I fell under the spell of its Venda-styled camp at Leokwe, its reddish sandstone rock formations, friendly people and magnificent baobabs - fat upside-down trees that can live for thousands of years. Venture here to enjoy a treetop walk, admire striking rock formations or sip sundowners where two rivers and three countries meet.
4. Ai-Ais/Richtersveld Transfrontier Park
At first glance this vast wilderness of sun-baked sand and rocky hills might seem devoid of life. Look more closely and you'll discover a treasure house of succulent jewels and a sense of peace in what is South Africa's last true wilderness. It's Prozac for the soul. Its magic comes from wide open spaces, stars that are visible in their multitudes in the clear desert air, and hosts of desert plants hanging from cliff faces and burrowing into crevices, pint-sized succulents whooping it up whenever the early morning fog rolls in from the Atlantic Ocean.
It was declared a Unesco World Heritage Site in 2007. Don't try to visit the park itself without a 4x4, though a visit to the nearby Richtersveld Community Conservancy settlements of Eksteenfontein, Lekkersing and Kuboes is possible with a sedan. And watch out for searing summer temperatures (up to 53°C) and chilly winter nights.
5. Wilderness National Park
This is the gateway to the Garden Route - a world of rivers, lagoons and lakes, of wetlands and beaches set against a backdrop of lush forests and mountains. Flowers carpet the ground in spring, and winding paths meander through dense woodland and along streams where kingfishers perch on the lookout for lunch.

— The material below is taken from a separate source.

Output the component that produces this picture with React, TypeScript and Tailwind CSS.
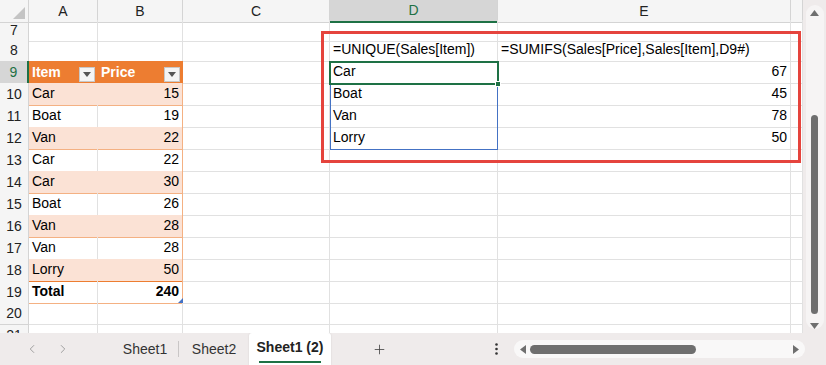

If you're feeling lazy, drive along the Seven Passes road between George and Knysna, take a picnic into the forest, visit a bird hide to get up close and personal with one of South Africa's richest water bird habitats, or simply laze on a creamy white beach. If it's action you're after, row a canoe up the river, go fishing, windsurfing, hiking, abseiling, kloofing, paragliding, hang-gliding, or mountain biking - you'll run out of energy long before you run out of fun things to do.